# PROMPT:
Below is some material; set it all down exactly, apart from the pictures.
--*--
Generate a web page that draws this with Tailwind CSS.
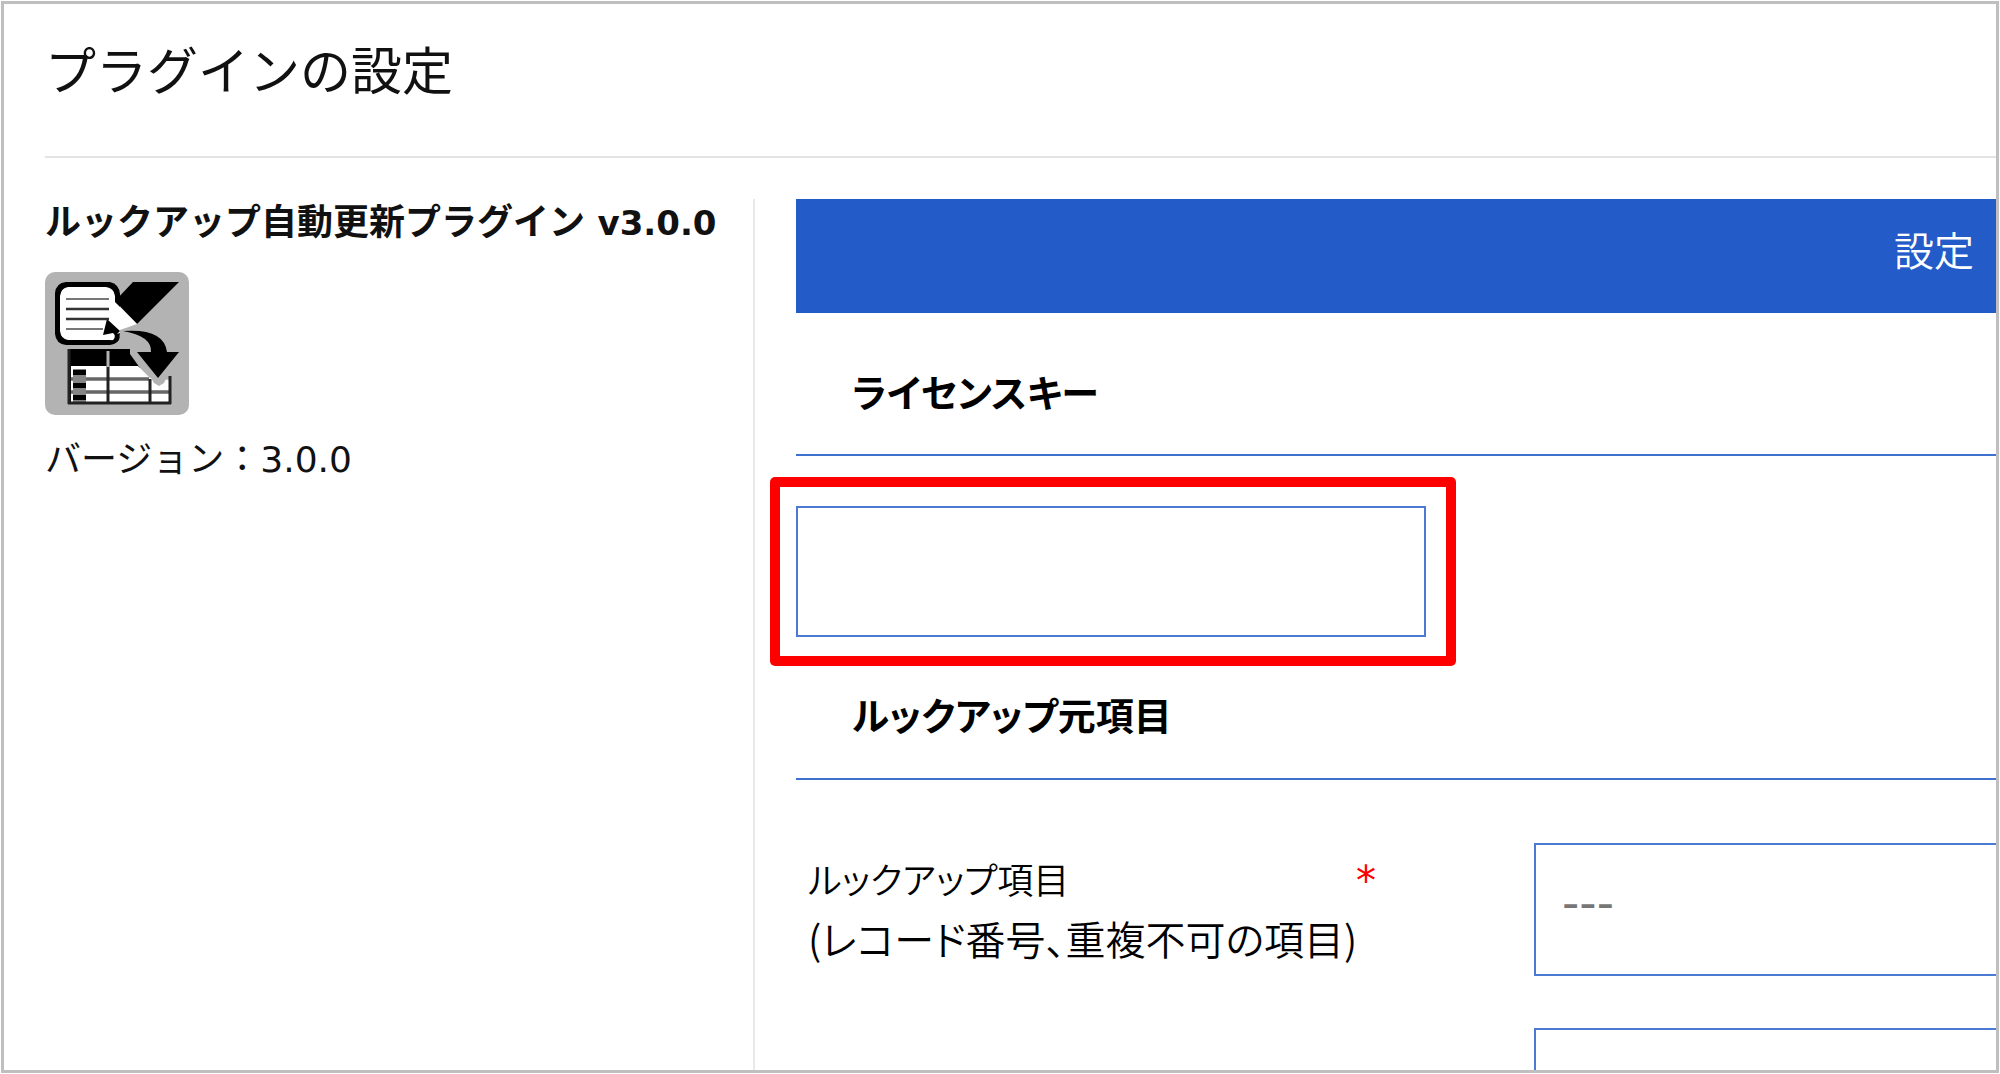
<!DOCTYPE html>
<html lang="ja">
<head>
<meta charset="utf-8">
<title>プラグインの設定</title>
<script src="https://cdn.jsdelivr.net/npm/@tailwindcss/browser@4"></script>
</head>
<body class="bg-white p-px font-['DejaVu_Sans','Noto_Sans_CJK_JP',sans-serif] text-[#111]">
<div class="flex h-[calc(100vh-2px)] flex-col overflow-hidden border-3 border-[#bfbfbf] pl-[41px]">
  <header class="h-[154px] shrink-0 border-b-2 border-[#e3e3e3] pt-[26px]">
    <h1 class="font-['Noto_Sans_CJK_JP',sans-serif] text-[51px] leading-[76px]">プラグインの設定</h1>
  </header>
  <div class="flex grow pt-[41px]">
    <aside class="w-[710px] shrink-0 border-r-2 border-[#e6eaea]">
      <h2 class="text-4xl leading-[48px] font-bold whitespace-nowrap">ルックアップ自動更新プラグイン <span class="text-[34px]">v3.0.0</span></h2>
      <svg class="mt-[25px] h-[143px] w-36" viewBox="0 0 144 143" role="img" aria-label="プラグインのアイコン">
        <rect width="144" height="143" rx="10" fill="#b3b3b3"/>
        <path d="M88 10h46L92 52 70 29Z"/>
        <path d="M21 10h44q9 2 10 12v42q-1 8-10 9H21q-10-1-11-11V21q1-10 11-11Z"/>
        <path d="M23 15h38q8 1 9 9v6l22 22-17 6v6q-2 5-10 4H23q-7-1-8-9V24q1-8 8-9Z" fill="#fff"/>
        <path d="M62 47l13 12-3 3 3-1q0 8-7 10H58q8 0 11-4 2-4-1-6l-10 2Z"/>
        <path d="M21 27h43M21 57h37" stroke="#777" stroke-width="2"/>
        <path d="M21 37h43M21 47h43" stroke="#333" stroke-width="2.5"/>
        <path d="M23 77h62v5l10 14v36H23Z"/>
        <path d="M26 94h67l17 17v19H26Z" fill="#fff"/>
        <path d="M104 106l21 2v23H88v-25Z" fill="#fff"/>
        <path d="M26 107h78M26 120h98" stroke="#666" stroke-width="3.5"/>
        <path d="M28 97h13v33H28Z" fill="#858585"/>
        <path d="M28 98h13v5H28ZM28 111h13v5H28ZM28 123h13v5H28Z"/>
        <path d="M63 94v37M105 107v24M125 104v28M24 77v55M23 131h103" stroke="#222" stroke-width="3" fill="none"/>
        <path d="M63 79v16" stroke="#b3b3b3" stroke-width="3"/>
        <path d="M79 60Q104 66 106 83L92 80 109 111 114 114 119 111 134 80H121Q119 56 79 59Z" fill="#b3b3b3"/>
        <path d="M85 77l25 32q4 6 9 0l-5-8Z" fill="#b3b3b3"/>
        <path d="M78 59Q119 56 122 80h12L113 106 92 80h14Q107 64 78 59Z"/>
      </svg>
      <p class="mt-[21px] text-4xl leading-[48px]">バージョン：3.0.0</p>
    </aside>
    <main class="min-w-0 grow pl-[41px] font-['Noto_Sans_CJK_JP',sans-serif] text-black">
      <div class="flex h-[114px] justify-end bg-[#235bc8] pr-[22px]">
        <button type="button" class="pb-[14px] text-[40px] font-[350] text-white">設定</button>
      </div>
      <h3 class="h-[143px] border-b-2 border-[#3e71ce] pt-12 pl-14 text-[38px] leading-[60px] font-bold [font-feature-settings:'palt']"><label for="license">ライセンスキー</label></h3>
      <div class="mt-[21px] -ml-[26px] w-[686px] rounded-[5px] bg-[#f00] p-[10px]">
        <div class="bg-white px-4 py-[19px]">
          <input id="license" type="text" class="block h-[131px] w-[630px] border-2 border-[#4c7ad2] bg-white px-7 text-[40px]">
        </div>
      </div>
      <h3 class="h-[114px] border-b-2 border-[#3e71ce] pt-[18px] pl-14 text-[38px] leading-[60px] font-bold [font-feature-settings:'palt']">ルックアップ元項目</h3>
      <div class="mt-[63px] flex">
        <div class="flex w-[738px] shrink-0 pt-1 pl-3">
          <label for="lookup" class="block w-[548px] text-[40px] leading-[60px] font-[350] whitespace-nowrap [font-feature-settings:'palt']"><span class="text-4xl leading-[60px]">ルックアップ項目</span><br>(レコード番号、重複不可の項目)</label>
          <span class="pt-1 font-['DejaVu_Sans',sans-serif] text-[40px] leading-[60px] text-[#f00]">*</span>
        </div>
        <div class="flex min-w-0 grow flex-col gap-[52px]">
          <select id="lookup" class="block h-[133px] w-full appearance-none border-2 border-r-0 border-[#4c7ad2] bg-white px-[26px] pb-4 font-['DejaVu_Sans',sans-serif] text-5xl text-[#777]"><option>---</option></select>
          <input type="text" aria-label="ルックアップ項目の値" class="block h-[133px] w-full border-2 border-r-0 border-[#4c7ad2] bg-white px-7 text-[40px]">
        </div>
      </div>
    </main>
  </div>
</div>
</body>
</html>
--*--
# FULL ANSWER:
Generate a web page that draws this with Tailwind CSS.
<!DOCTYPE html>
<html lang="ja">
<head>
<meta charset="utf-8">
<title>プラグインの設定</title>
<script src="https://cdn.jsdelivr.net/npm/@tailwindcss/browser@4"></script>
</head>
<body class="bg-white p-px font-['DejaVu_Sans','Noto_Sans_CJK_JP',sans-serif] text-[#111]">
<div class="flex h-[calc(100vh-2px)] flex-col overflow-hidden border-3 border-[#bfbfbf] pl-[41px]">
  <header class="h-[154px] shrink-0 border-b-2 border-[#e3e3e3] pt-[26px]">
    <h1 class="font-['Noto_Sans_CJK_JP',sans-serif] text-[51px] leading-[76px]">プラグインの設定</h1>
  </header>
  <div class="flex grow pt-[41px]">
    <aside class="w-[710px] shrink-0 border-r-2 border-[#e6eaea]">
      <h2 class="text-4xl leading-[48px] font-bold whitespace-nowrap">ルックアップ自動更新プラグイン <span class="text-[34px]">v3.0.0</span></h2>
      <svg class="mt-[25px] h-[143px] w-36" viewBox="0 0 144 143" role="img" aria-label="プラグインのアイコン">
        <rect width="144" height="143" rx="10" fill="#b3b3b3"/>
        <path d="M88 10h46L92 52 70 29Z"/>
        <path d="M21 10h44q9 2 10 12v42q-1 8-10 9H21q-10-1-11-11V21q1-10 11-11Z"/>
        <path d="M23 15h38q8 1 9 9v6l22 22-17 6v6q-2 5-10 4H23q-7-1-8-9V24q1-8 8-9Z" fill="#fff"/>
        <path d="M62 47l13 12-3 3 3-1q0 8-7 10H58q8 0 11-4 2-4-1-6l-10 2Z"/>
        <path d="M21 27h43M21 57h37" stroke="#777" stroke-width="2"/>
        <path d="M21 37h43M21 47h43" stroke="#333" stroke-width="2.5"/>
        <path d="M23 77h62v5l10 14v36H23Z"/>
        <path d="M26 94h67l17 17v19H26Z" fill="#fff"/>
        <path d="M104 106l21 2v23H88v-25Z" fill="#fff"/>
        <path d="M26 107h78M26 120h98" stroke="#666" stroke-width="3.5"/>
        <path d="M28 97h13v33H28Z" fill="#858585"/>
        <path d="M28 98h13v5H28ZM28 111h13v5H28ZM28 123h13v5H28Z"/>
        <path d="M63 94v37M105 107v24M125 104v28M24 77v55M23 131h103" stroke="#222" stroke-width="3" fill="none"/>
        <path d="M63 79v16" stroke="#b3b3b3" stroke-width="3"/>
        <path d="M79 60Q104 66 106 83L92 80 109 111 114 114 119 111 134 80H121Q119 56 79 59Z" fill="#b3b3b3"/>
        <path d="M85 77l25 32q4 6 9 0l-5-8Z" fill="#b3b3b3"/>
        <path d="M78 59Q119 56 122 80h12L113 106 92 80h14Q107 64 78 59Z"/>
      </svg>
      <p class="mt-[21px] text-4xl leading-[48px]">バージョン：3.0.0</p>
    </aside>
    <main class="min-w-0 grow pl-[41px] font-['Noto_Sans_CJK_JP',sans-serif] text-black">
      <div class="flex h-[114px] justify-end bg-[#235bc8] pr-[22px]">
        <button type="button" class="pb-[14px] text-[40px] font-[350] text-white">設定</button>
      </div>
      <h3 class="h-[143px] border-b-2 border-[#3e71ce] pt-12 pl-14 text-[38px] leading-[60px] font-bold [font-feature-settings:'palt']"><label for="license">ライセンスキー</label></h3>
      <div class="mt-[21px] -ml-[26px] w-[686px] rounded-[5px] bg-[#f00] p-[10px]">
        <div class="bg-white px-4 py-[19px]">
          <input id="license" type="text" class="block h-[131px] w-[630px] border-2 border-[#4c7ad2] bg-white px-7 text-[40px]">
        </div>
      </div>
      <h3 class="h-[114px] border-b-2 border-[#3e71ce] pt-[18px] pl-14 text-[38px] leading-[60px] font-bold [font-feature-settings:'palt']">ルックアップ元項目</h3>
      <div class="mt-[63px] flex">
        <div class="flex w-[738px] shrink-0 pt-1 pl-3">
          <label for="lookup" class="block w-[548px] text-[40px] leading-[60px] font-[350] whitespace-nowrap [font-feature-settings:'palt']"><span class="text-4xl leading-[60px]">ルックアップ項目</span><br>(レコード番号、重複不可の項目)</label>
          <span class="pt-1 font-['DejaVu_Sans',sans-serif] text-[40px] leading-[60px] text-[#f00]">*</span>
        </div>
        <div class="flex min-w-0 grow flex-col gap-[52px]">
          <select id="lookup" class="block h-[133px] w-full appearance-none border-2 border-r-0 border-[#4c7ad2] bg-white px-[26px] pb-4 font-['DejaVu_Sans',sans-serif] text-5xl text-[#777]"><option>---</option></select>
          <input type="text" aria-label="ルックアップ項目の値" class="block h-[133px] w-full border-2 border-r-0 border-[#4c7ad2] bg-white px-7 text-[40px]">
        </div>
      </div>
    </main>
  </div>
</div>
</body>
</html>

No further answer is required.